As the horrendous campaign in Gaza has shown, the IDF has displayed little concern for the humanitarian considerations relating to war. Besides denying food and water to non-combatants, they have used massive unguided bombs to destroy buildings to target Hamas leaders without bothering about the huge collateral destruction and casualties. Their operating procedure seems to suggest that killing a Hamas leader justifies collateral casualties and destruction regardless of their size. We can speculate that they may have assumed, falsely perhaps, that somehow top Hamas leaders were using the WCK convoy as a cover to move around.

The Hamas probably do use civilian cover and have possibly sheltered in hospitals and used ambulances to camouflage their movements. But surely, the IDF needs to be held to a higher standard than the Hamas. It does claim that it operates within international humanitarian law to avoid collateral casualties. Associated with this is the question of proportional counter-force in an insurgency situation. Wiping out an entire block of flats and killing innocent men, women and children to target a Hamas cadre is certainly a grossly disproportionate use of force.

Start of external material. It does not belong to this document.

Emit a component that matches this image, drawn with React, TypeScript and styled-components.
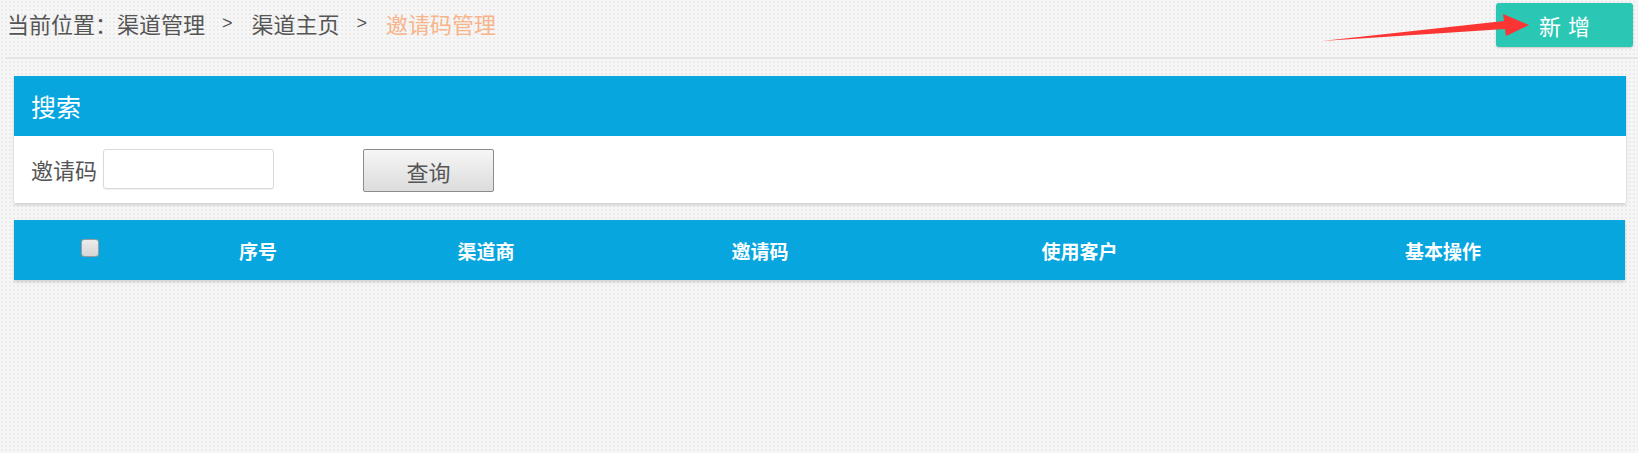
import React from "react";
import styled, { createGlobalStyle } from "styled-components";

const Global = createGlobalStyle`
  html, body {
    margin: 0;
    padding: 0;
  }
  body {
    background-color: #f6f6f6;
    background-image: radial-gradient(circle, #ebebeb 1px, transparent 1.2px);
    background-size: 4px 4px;
    font-family: "Noto Sans CJK SC", "Noto Sans", sans-serif;
    color: #555;
  }
`;

const Page = styled.div`
  position: relative;
  width: 1638px;
  min-height: 453px;
  box-sizing: border-box;
`;

const TopBar = styled.div`
  display: flex;
  justify-content: space-between;
  align-items: flex-start;
  height: 59px;
  margin-left: 6px;
  padding: 3px 5px 0 1px;
  box-sizing: border-box;
  border-bottom: 2px solid #e4e4e4;
`;

const Crumbs = styled.div`
  display: flex;
  align-items: center;
  font-size: 22px;
  line-height: 40px;
  color: #555;
  white-space: nowrap;
`;

const Sep = styled.span`
  font-family: "Liberation Sans", Arial, sans-serif;
  font-size: 18px;
  margin: 0 19px 0 17px;
  color: #555;
`;

const Crumb = styled.span<{ $active?: boolean }>`
  color: ${(p) => (p.$active ? "#f8b48a" : "#555")};
`;

const AddButton = styled.button`
  width: 137px;
  height: 44px;
  border: none;
  border-radius: 3px;
  background: #2bc7b5;
  color: #fff;
  font-family: inherit;
  font-size: 22px;
  word-spacing: 2px;
  padding: 0;
  box-shadow: 0 1px 2px rgba(0, 0, 0, 0.2);
  cursor: pointer;
`;

const Content = styled.div`
  display: flex;
  flex-direction: column;
  gap: 17px;
  padding: 17px 12px 0 14px;
`;

const Card = styled.div`
  background: #fff;
  box-shadow: 0 2px 3px rgba(0, 0, 0, 0.16);
`;

const CardHead = styled.div`
  height: 60px;
  background: #07a6df;
  color: #fff;
  font-size: 25px;
  display: flex;
  align-items: center;
  padding-left: 17px;
`;

const CardBody = styled.div`
  height: 67px;
  display: flex;
  align-items: flex-start;
  padding: 13px 0 0 17px;
  box-sizing: border-box;
`;

const Label = styled.label`
  font-size: 22px;
  line-height: 40px;
  color: #555;
  margin-right: 6px;
`;

const TextInput = styled.input`
  width: 171px;
  height: 40px;
  box-sizing: border-box;
  border: 1px solid #dadada;
  border-radius: 3px;
  box-shadow: 0 1px 1px rgba(0, 0, 0, 0.06);
  outline: none;
`;

const QueryButton = styled.button`
  margin-left: 89px;
  width: 131px;
  height: 43px;
  box-sizing: border-box;
  border: 1px solid #8c8c8c;
  border-radius: 2px;
  background: linear-gradient(#f6f6f6, #dcdcdc);
  font-family: inherit;
  font-size: 22px;
  color: #555;
  padding: 0;
  cursor: pointer;
`;

const TableHead = styled.div`
  height: 60px;
  width: 1611px;
  background: #07a6df;
  box-shadow: 0 2px 3px rgba(0, 0, 0, 0.16);
  display: grid;
  grid-template-columns: 152px 184px 272px 276px 363px 1fr;
  align-items: center;
  color: #fff;
  font-weight: bold;
  font-size: 19px;
`;

const Th = styled.div`
  display: flex;
  justify-content: center;
`;

const Check = styled.input`
  appearance: none;
  -webkit-appearance: none;
  margin: -5px 0 0 0;
  width: 18px;
  height: 18px;
  border: 1px solid #9a9a9a;
  border-radius: 3px;
  background: linear-gradient(#ececec, #d6d6d6);
  box-sizing: border-box;
`;

const ArrowSvg = styled.svg`
  position: absolute;
  left: 0;
  top: 0;
  pointer-events: none;
`;

export default function App() {
  return (
    <>
      <Global />
      <Page>
        <TopBar>
          <Crumbs>
            <Crumb>当前位置：渠道管理</Crumb>
            <Sep>&gt;</Sep>
            <Crumb>渠道主页</Crumb>
            <Sep>&gt;</Sep>
            <Crumb $active>邀请码管理</Crumb>
          </Crumbs>
          <AddButton>新 增</AddButton>
        </TopBar>
        <Content>
          <Card>
            <CardHead>搜索</CardHead>
            <CardBody>
              <Label>邀请码</Label>
              <TextInput type="text" />
              <QueryButton>查询</QueryButton>
            </CardBody>
          </Card>
          <TableHead>
            <Th>
              <Check type="checkbox" />
            </Th>
            <Th>序号</Th>
            <Th>渠道商</Th>
            <Th>邀请码</Th>
            <Th>使用客户</Th>
            <Th>基本操作</Th>
          </TableHead>
        </Content>
        <ArrowSvg width="1638" height="60" viewBox="0 0 1638 60">
          <polygon
            points="1322,41 1504,21 1503,14 1529,25 1506,36 1505,29"
            fill="#fb3434"
          />
        </ArrowSvg>
      </Page>
    </>
  );
}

A perspective on Israel’s counter-insurgency tactics comes ironically from renowned Israeli war historian Martin van Creveld. In a 2005 essay, he examined two ways of defeating an insurgency. The first was used by Syrian President Hafez al-Assad to defeat the Muslim Brotherhood that threatened his rule in the early 1980s.

When the ‘traditional’ tactics of arrest, torture and execution did not work, Assad decided to go after the “head of the snake” — the city of Hama. The Syrian army surrounded the city and used heavy artillery to reduce it to ruins, thereby killing around 20,000 civilians, followed by the detention of another 15,000 and the deportation of 100,000. Around two-thirds of the city was demolished and the Muslim Brotherhood movement crushed. The brutality served to deter the Islamist opponents of the Assad family, though in 2011-12 a democratic revolution resulted in an insurgency which has torn the country apart.

Van Creveld contrasts this with the tactics used by the British to successfully overcome the Irish Republican Army (IRA) insurgency in Northern Ireland. The insurgency intensified in the early 1970s as the IRA went on a bombing spree. The accompanying riots and assassinations killed dozens of people. After a particularly bloody Sunday on January 30, 1972, the British revised their tactics. They never again opened fire on marching or rioting crowds, never used heavy weapons like tanks in their operations, let alone airpower. Also, they avoided collective punishment like curfew, blowing up houses or destroying neighbourhoods for military advantage.

He does not say this, but one important factor is the fact that in the first case, the Syrian army was battling the ‘other’ — the Assad regime and most of its army comprises the Alawite minority in Syria, which is barely considered Muslim by its Sunni opponents. The British, on the other hand, see Northern Ireland as very much a part of the UK, even though the IRA was largely Roman Catholic.

This is the problem in Gaza, where many Israelis deny that the Palestinians deserve to be treated as fellow humans. Over the years, they have forcibly taken away their lands, imprisoned a large number of their people and have now systematically destroyed their largest urban conglomeration.

Six months after the Hamas terror attack of October 7, the war is in a state of limbo. Netanyahu has repeatedly insisted that he will attack Rafah to root out the remaining Hamas militants, but the US has termed it a ‘red line’, considering that it houses a million refugees.

When it comes to the current war, Van Creveld’s position is more supportive of the IDF, though he believes that the eventual victor could well be the Hamas, whose task is to simply survive the IDF onslaught. The people of Gaza will have to live long with the consequences of this war and are unlikely to be reconciled to their fate in the long run. Crushing the Hamas militarily most certainly cannot be equated with their political demise.

Incidentally, the Indian military self-consciously avoided using heavy weaponry and attack helicopters even at the height of the Kashmir insurgency.